* Data section:
** Start **

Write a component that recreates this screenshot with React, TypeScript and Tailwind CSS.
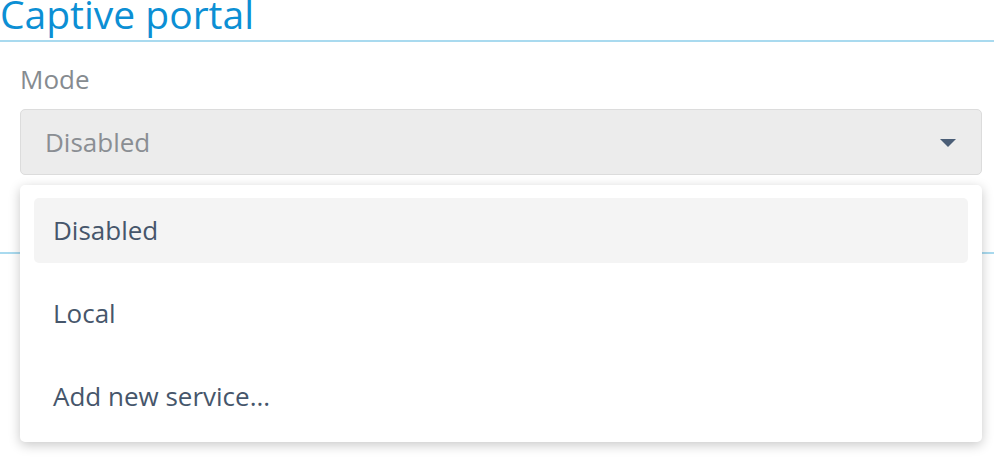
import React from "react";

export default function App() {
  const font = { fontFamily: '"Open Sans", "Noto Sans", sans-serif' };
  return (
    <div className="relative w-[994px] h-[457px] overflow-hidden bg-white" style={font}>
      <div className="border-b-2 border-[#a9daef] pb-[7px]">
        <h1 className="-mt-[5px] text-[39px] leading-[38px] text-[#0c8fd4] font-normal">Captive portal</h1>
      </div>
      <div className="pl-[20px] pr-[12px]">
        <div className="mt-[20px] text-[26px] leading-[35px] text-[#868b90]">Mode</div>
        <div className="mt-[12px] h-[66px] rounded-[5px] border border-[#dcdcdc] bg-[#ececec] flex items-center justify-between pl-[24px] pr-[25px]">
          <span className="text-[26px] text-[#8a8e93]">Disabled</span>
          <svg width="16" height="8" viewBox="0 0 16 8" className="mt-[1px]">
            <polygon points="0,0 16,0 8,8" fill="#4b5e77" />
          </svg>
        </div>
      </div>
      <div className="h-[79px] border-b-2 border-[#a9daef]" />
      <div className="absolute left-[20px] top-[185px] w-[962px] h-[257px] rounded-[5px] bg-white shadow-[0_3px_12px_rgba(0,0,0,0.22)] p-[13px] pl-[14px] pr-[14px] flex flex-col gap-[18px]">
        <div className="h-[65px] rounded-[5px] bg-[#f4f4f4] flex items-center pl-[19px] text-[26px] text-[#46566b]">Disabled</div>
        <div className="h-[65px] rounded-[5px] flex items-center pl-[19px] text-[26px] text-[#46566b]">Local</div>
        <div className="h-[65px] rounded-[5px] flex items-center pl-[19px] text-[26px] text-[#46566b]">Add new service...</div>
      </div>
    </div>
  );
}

** End **

* Directions for this task: Retype the whole listing, keeping every line identical and omitting all pictures.

* Response to the exercise:
Write a component that recreates this screenshot with React, TypeScript and Tailwind CSS.
import React from "react";

export default function App() {
  const font = { fontFamily: '"Open Sans", "Noto Sans", sans-serif' };
  return (
    <div className="relative w-[994px] h-[457px] overflow-hidden bg-white" style={font}>
      <div className="border-b-2 border-[#a9daef] pb-[7px]">
        <h1 className="-mt-[5px] text-[39px] leading-[38px] text-[#0c8fd4] font-normal">Captive portal</h1>
      </div>
      <div className="pl-[20px] pr-[12px]">
        <div className="mt-[20px] text-[26px] leading-[35px] text-[#868b90]">Mode</div>
        <div className="mt-[12px] h-[66px] rounded-[5px] border border-[#dcdcdc] bg-[#ececec] flex items-center justify-between pl-[24px] pr-[25px]">
          <span className="text-[26px] text-[#8a8e93]">Disabled</span>
          <svg width="16" height="8" viewBox="0 0 16 8" className="mt-[1px]">
            <polygon points="0,0 16,0 8,8" fill="#4b5e77" />
          </svg>
        </div>
      </div>
      <div className="h-[79px] border-b-2 border-[#a9daef]" />
      <div className="absolute left-[20px] top-[185px] w-[962px] h-[257px] rounded-[5px] bg-white shadow-[0_3px_12px_rgba(0,0,0,0.22)] p-[13px] pl-[14px] pr-[14px] flex flex-col gap-[18px]">
        <div className="h-[65px] rounded-[5px] bg-[#f4f4f4] flex items-center pl-[19px] text-[26px] text-[#46566b]">Disabled</div>
        <div className="h-[65px] rounded-[5px] flex items-center pl-[19px] text-[26px] text-[#46566b]">Local</div>
        <div className="h-[65px] rounded-[5px] flex items-center pl-[19px] text-[26px] text-[#46566b]">Add new service...</div>
      </div>
    </div>
  );
}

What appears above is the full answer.